## begin DATA PROVIDED

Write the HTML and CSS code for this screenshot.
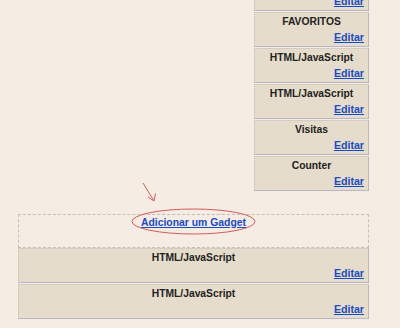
FILE: index.html
```html
<!DOCTYPE html>
<html lang="pt">
<head>
    <meta charset="UTF-8">
    <meta name="viewport" content="width=device-width, initial-scale=1.0">
    <title>Elementos da página</title>
    <link rel="stylesheet" href="styles.css">
</head>
<body>
    <div class="layout">
        <div class="sidebar">
            <div class="widget">
                <div class="widget-title">&nbsp;</div>
                <a class="edit" href="#">Editar</a>
            </div>
            <div class="widget">
                <div class="widget-title">FAVORITOS</div>
                <a class="edit" href="#">Editar</a>
            </div>
            <div class="widget">
                <div class="widget-title">HTML/JavaScript</div>
                <a class="edit" href="#">Editar</a>
            </div>
            <div class="widget">
                <div class="widget-title">HTML/JavaScript</div>
                <a class="edit" href="#">Editar</a>
            </div>
            <div class="widget">
                <div class="widget-title">Visitas</div>
                <a class="edit" href="#">Editar</a>
            </div>
            <div class="widget">
                <div class="widget-title">Counter</div>
                <a class="edit" href="#">Editar</a>
            </div>
        </div>

        <div class="add-gadget">
            <a href="#">Adicionar um Gadget</a>
        </div>
        <div class="widget">
            <div class="widget-title">HTML/JavaScript</div>
            <a class="edit" href="#">Editar</a>
        </div>
        <div class="widget">
            <div class="widget-title">HTML/JavaScript</div>
            <a class="edit" href="#">Editar</a>
        </div>
    </div>

    <!-- red marks drawn over the screenshot -->
    <svg class="marks" width="400" height="328" viewBox="0 0 400 328">
        <ellipse cx="193.5" cy="221.5" rx="61.5" ry="12.5" fill="none" stroke="#d35b5b" stroke-width="1"/>
        <path d="M143 183 L154 201 M148 197 L154 201 L155.5 193.5" fill="none" stroke="#d35b5b" stroke-width="1"/>
    </svg>
</body>
</html>
```

FILE: styles.css
```css
body {
    margin: 0;
    background-color: #f5ede4;
    font-family: "Liberation Sans", Arial, sans-serif;
    font-size: 10.3px;
    font-weight: bold;
    color: #222;
    height: 328px;
    overflow: hidden;
    position: relative;
}
.layout {
    margin-left: 18px;
    width: 351px;
}
.sidebar {
    margin-left: 236px;
    margin-top: -24px;
}
.widget {
    height: 33px;
    box-sizing: content-box;
    background-color: #e6dccb;
    border: 1px solid #b9b5c5;
    border-top-color: #d4ccc4;
    border-left: 1px dotted #c4bcae;
    margin-bottom: 1px;
    padding: 0 4px;
}
.widget-title {
    text-align: center;
    line-height: 13px;
    padding-top: 2px;
}
.edit {
    display: block;
    text-align: right;
    margin-top: 3px;
    line-height: 13px;
    color: #1a4bc2;
    text-decoration: underline;
    font-size: 10.6px;
}
.add-gadget {
    margin-top: 23px;
    height: 32px;
    border: 1px dashed #c6beb2;
    text-align: center;
    line-height: 13px;
}
.add-gadget a {
    display: inline-block;
    margin-top: 1px;
    color: #1a4bc2;
    text-decoration: underline;
    font-size: 10.4px;
}
.marks {
    position: absolute;
    left: 0;
    top: 0;
    pointer-events: none;
}
```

## end DATA PROVIDED

### YOUR TASK
Reproduce the material above verbatim; omit every picture.

### RESULT FOR THIS EXERCISE
Write the HTML and CSS code for this screenshot.
FILE: index.html
```html
<!DOCTYPE html>
<html lang="pt">
<head>
    <meta charset="UTF-8">
    <meta name="viewport" content="width=device-width, initial-scale=1.0">
    <title>Elementos da página</title>
    <link rel="stylesheet" href="styles.css">
</head>
<body>
    <div class="layout">
        <div class="sidebar">
            <div class="widget">
                <div class="widget-title">&nbsp;</div>
                <a class="edit" href="#">Editar</a>
            </div>
            <div class="widget">
                <div class="widget-title">FAVORITOS</div>
                <a class="edit" href="#">Editar</a>
            </div>
            <div class="widget">
                <div class="widget-title">HTML/JavaScript</div>
                <a class="edit" href="#">Editar</a>
            </div>
            <div class="widget">
                <div class="widget-title">HTML/JavaScript</div>
                <a class="edit" href="#">Editar</a>
            </div>
            <div class="widget">
                <div class="widget-title">Visitas</div>
                <a class="edit" href="#">Editar</a>
            </div>
            <div class="widget">
                <div class="widget-title">Counter</div>
                <a class="edit" href="#">Editar</a>
            </div>
        </div>

        <div class="add-gadget">
            <a href="#">Adicionar um Gadget</a>
        </div>
        <div class="widget">
            <div class="widget-title">HTML/JavaScript</div>
            <a class="edit" href="#">Editar</a>
        </div>
        <div class="widget">
            <div class="widget-title">HTML/JavaScript</div>
            <a class="edit" href="#">Editar</a>
        </div>
    </div>

    <!-- red marks drawn over the screenshot -->
    <svg class="marks" width="400" height="328" viewBox="0 0 400 328">
        <ellipse cx="193.5" cy="221.5" rx="61.5" ry="12.5" fill="none" stroke="#d35b5b" stroke-width="1"/>
        <path d="M143 183 L154 201 M148 197 L154 201 L155.5 193.5" fill="none" stroke="#d35b5b" stroke-width="1"/>
    </svg>
</body>
</html>
```

FILE: styles.css
```css
body {
    margin: 0;
    background-color: #f5ede4;
    font-family: "Liberation Sans", Arial, sans-serif;
    font-size: 10.3px;
    font-weight: bold;
    color: #222;
    height: 328px;
    overflow: hidden;
    position: relative;
}
.layout {
    margin-left: 18px;
    width: 351px;
}
.sidebar {
    margin-left: 236px;
    margin-top: -24px;
}
.widget {
    height: 33px;
    box-sizing: content-box;
    background-color: #e6dccb;
    border: 1px solid #b9b5c5;
    border-top-color: #d4ccc4;
    border-left: 1px dotted #c4bcae;
    margin-bottom: 1px;
    padding: 0 4px;
}
.widget-title {
    text-align: center;
    line-height: 13px;
    padding-top: 2px;
}
.edit {
    display: block;
    text-align: right;
    margin-top: 3px;
    line-height: 13px;
    color: #1a4bc2;
    text-decoration: underline;
    font-size: 10.6px;
}
.add-gadget {
    margin-top: 23px;
    height: 32px;
    border: 1px dashed #c6beb2;
    text-align: center;
    line-height: 13px;
}
.add-gadget a {
    display: inline-block;
    margin-top: 1px;
    color: #1a4bc2;
    text-decoration: underline;
    font-size: 10.4px;
}
.marks {
    position: absolute;
    left: 0;
    top: 0;
    pointer-events: none;
}
```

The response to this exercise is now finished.